THE EXERCISE =
Using the data below, copy every line that contains the word "Tailwind".

EXTRACTED DATA =
========================
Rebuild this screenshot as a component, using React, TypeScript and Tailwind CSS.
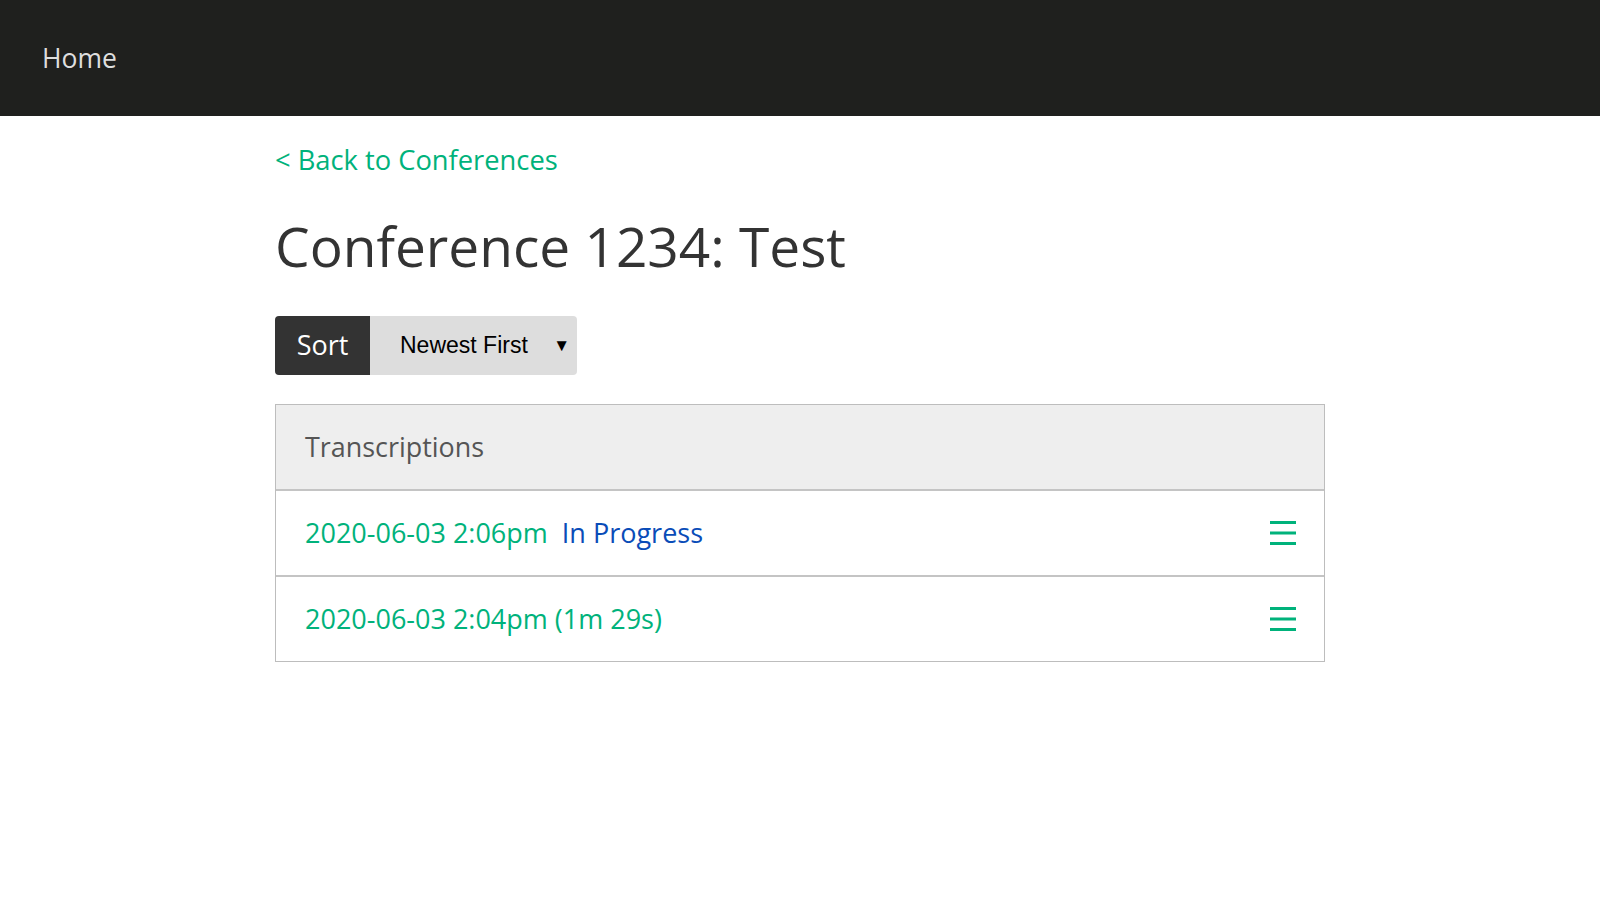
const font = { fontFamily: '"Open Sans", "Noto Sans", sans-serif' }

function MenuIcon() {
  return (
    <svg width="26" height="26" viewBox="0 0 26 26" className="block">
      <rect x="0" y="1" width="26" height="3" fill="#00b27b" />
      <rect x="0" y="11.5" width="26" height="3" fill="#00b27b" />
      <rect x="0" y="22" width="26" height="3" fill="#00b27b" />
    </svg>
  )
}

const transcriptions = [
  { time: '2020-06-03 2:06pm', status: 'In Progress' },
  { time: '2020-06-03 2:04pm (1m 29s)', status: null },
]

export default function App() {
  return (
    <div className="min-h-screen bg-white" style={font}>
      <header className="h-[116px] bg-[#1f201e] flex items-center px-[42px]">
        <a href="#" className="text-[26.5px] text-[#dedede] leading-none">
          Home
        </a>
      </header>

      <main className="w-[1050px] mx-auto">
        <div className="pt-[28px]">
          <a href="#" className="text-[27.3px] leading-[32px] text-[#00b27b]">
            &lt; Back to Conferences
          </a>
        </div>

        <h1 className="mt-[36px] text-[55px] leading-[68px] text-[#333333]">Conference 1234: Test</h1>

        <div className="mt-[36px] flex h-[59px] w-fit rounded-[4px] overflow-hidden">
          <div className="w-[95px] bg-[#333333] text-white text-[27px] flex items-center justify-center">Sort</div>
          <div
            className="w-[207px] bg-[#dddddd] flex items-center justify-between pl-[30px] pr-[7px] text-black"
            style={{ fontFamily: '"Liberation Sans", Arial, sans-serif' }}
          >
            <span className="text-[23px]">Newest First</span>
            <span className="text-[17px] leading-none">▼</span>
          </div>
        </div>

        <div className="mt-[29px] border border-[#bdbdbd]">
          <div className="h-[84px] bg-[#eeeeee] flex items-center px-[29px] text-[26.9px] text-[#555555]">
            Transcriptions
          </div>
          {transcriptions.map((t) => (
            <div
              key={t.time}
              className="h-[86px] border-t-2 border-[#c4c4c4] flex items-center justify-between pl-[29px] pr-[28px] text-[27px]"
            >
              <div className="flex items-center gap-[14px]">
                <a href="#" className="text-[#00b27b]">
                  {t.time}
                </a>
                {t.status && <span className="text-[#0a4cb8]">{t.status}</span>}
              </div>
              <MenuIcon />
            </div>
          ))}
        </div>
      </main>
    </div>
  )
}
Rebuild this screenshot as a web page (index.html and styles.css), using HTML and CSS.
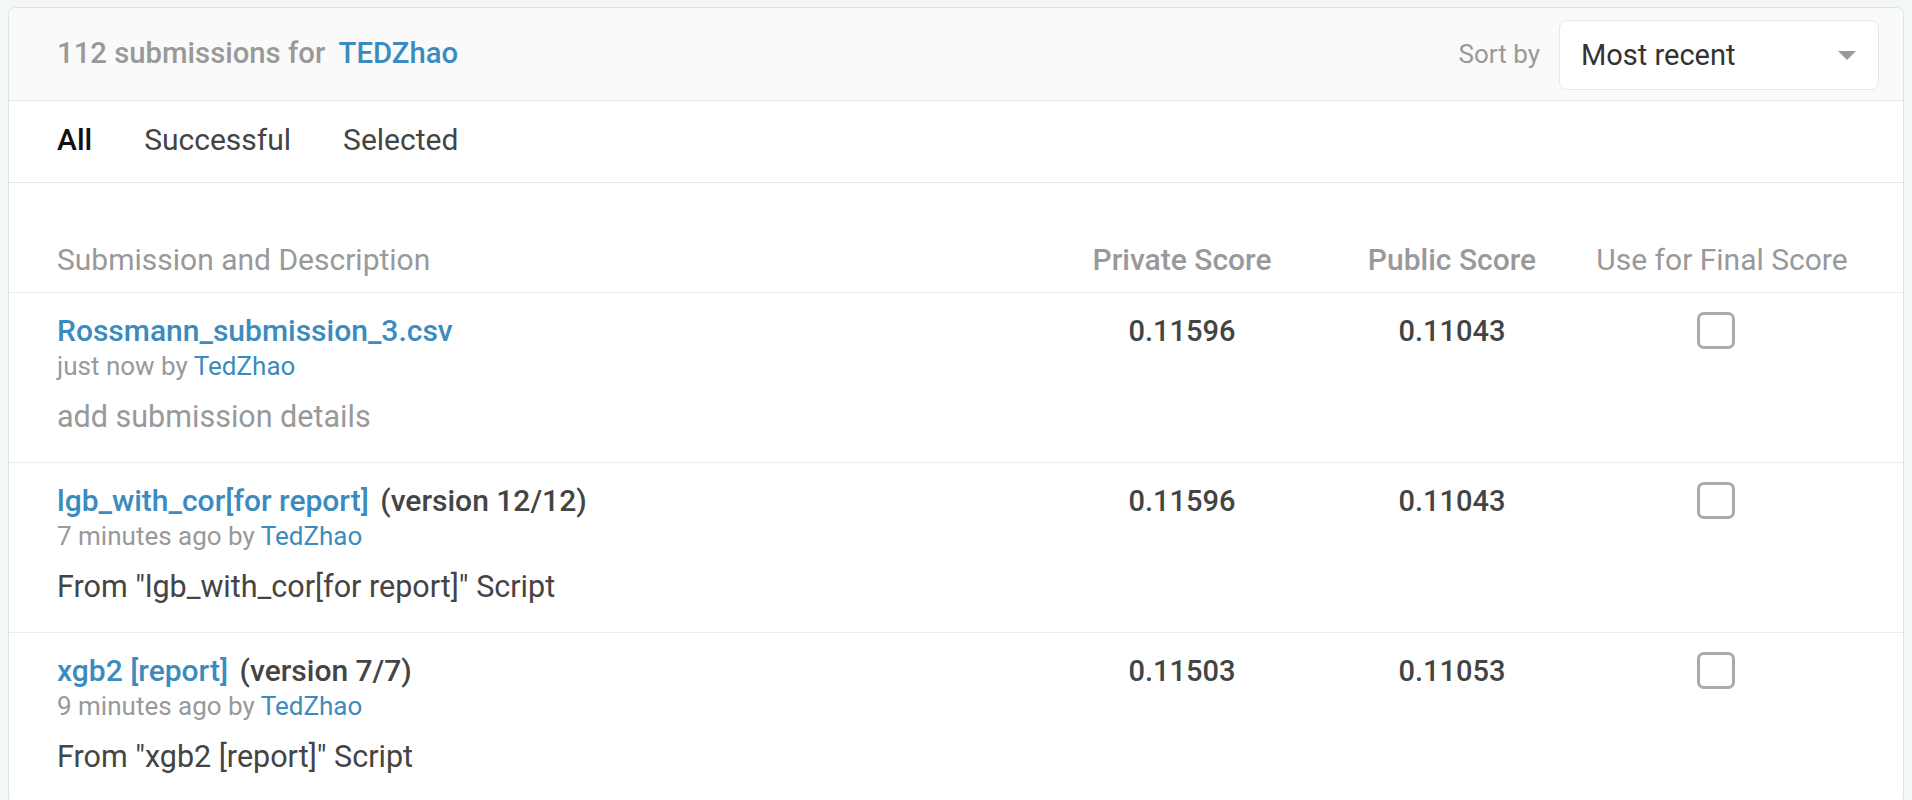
========================
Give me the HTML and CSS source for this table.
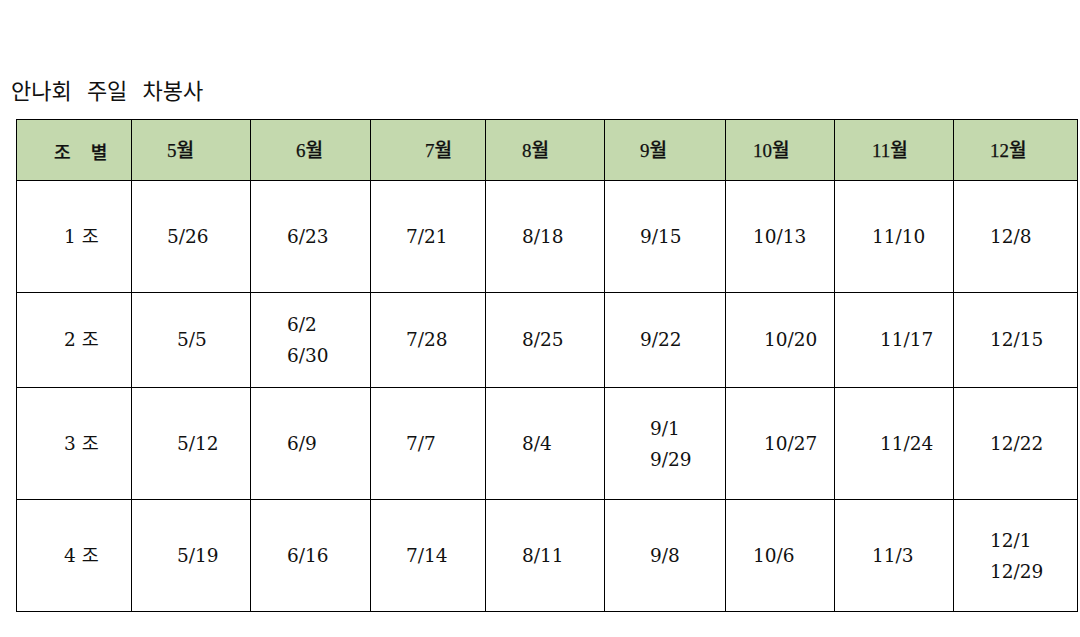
========================
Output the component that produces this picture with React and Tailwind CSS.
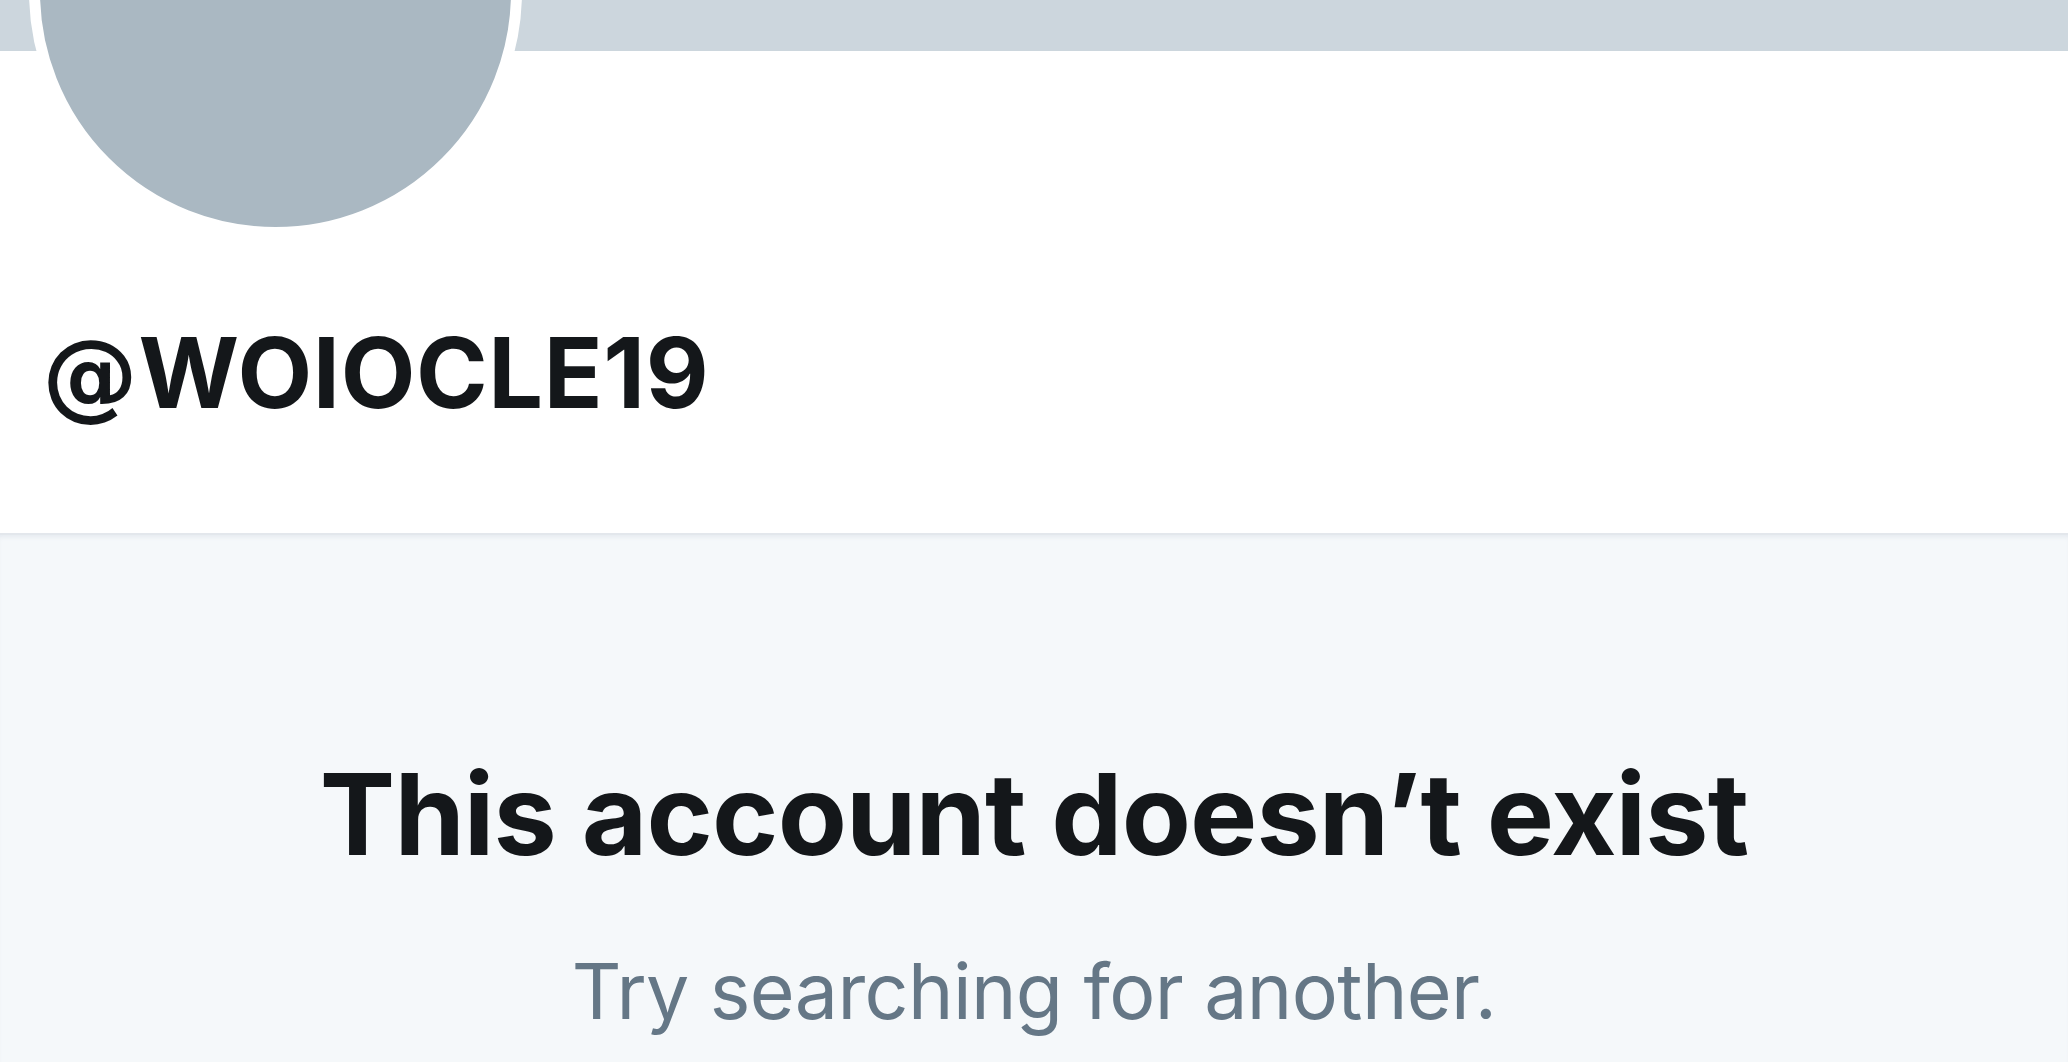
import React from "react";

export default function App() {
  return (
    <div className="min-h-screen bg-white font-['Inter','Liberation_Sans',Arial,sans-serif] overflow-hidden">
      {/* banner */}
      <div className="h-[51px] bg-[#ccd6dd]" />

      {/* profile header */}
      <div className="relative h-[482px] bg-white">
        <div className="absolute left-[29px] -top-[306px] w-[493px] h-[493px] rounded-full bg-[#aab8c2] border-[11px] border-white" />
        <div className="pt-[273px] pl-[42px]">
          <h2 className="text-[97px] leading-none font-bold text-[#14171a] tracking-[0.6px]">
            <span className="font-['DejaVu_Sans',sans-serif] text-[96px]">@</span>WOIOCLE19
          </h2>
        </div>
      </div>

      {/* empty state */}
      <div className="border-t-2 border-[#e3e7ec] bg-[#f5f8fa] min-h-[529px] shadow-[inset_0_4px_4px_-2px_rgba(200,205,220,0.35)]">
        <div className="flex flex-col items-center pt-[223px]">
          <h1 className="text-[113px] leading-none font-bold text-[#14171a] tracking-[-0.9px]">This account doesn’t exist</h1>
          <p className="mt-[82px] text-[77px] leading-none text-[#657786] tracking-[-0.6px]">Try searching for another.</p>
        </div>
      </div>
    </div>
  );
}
========================
OUTPUT FOR THIS EXERCISE =
Rebuild this screenshot as a component, using React, TypeScript and Tailwind CSS.
Output the component that produces this picture with React and Tailwind CSS.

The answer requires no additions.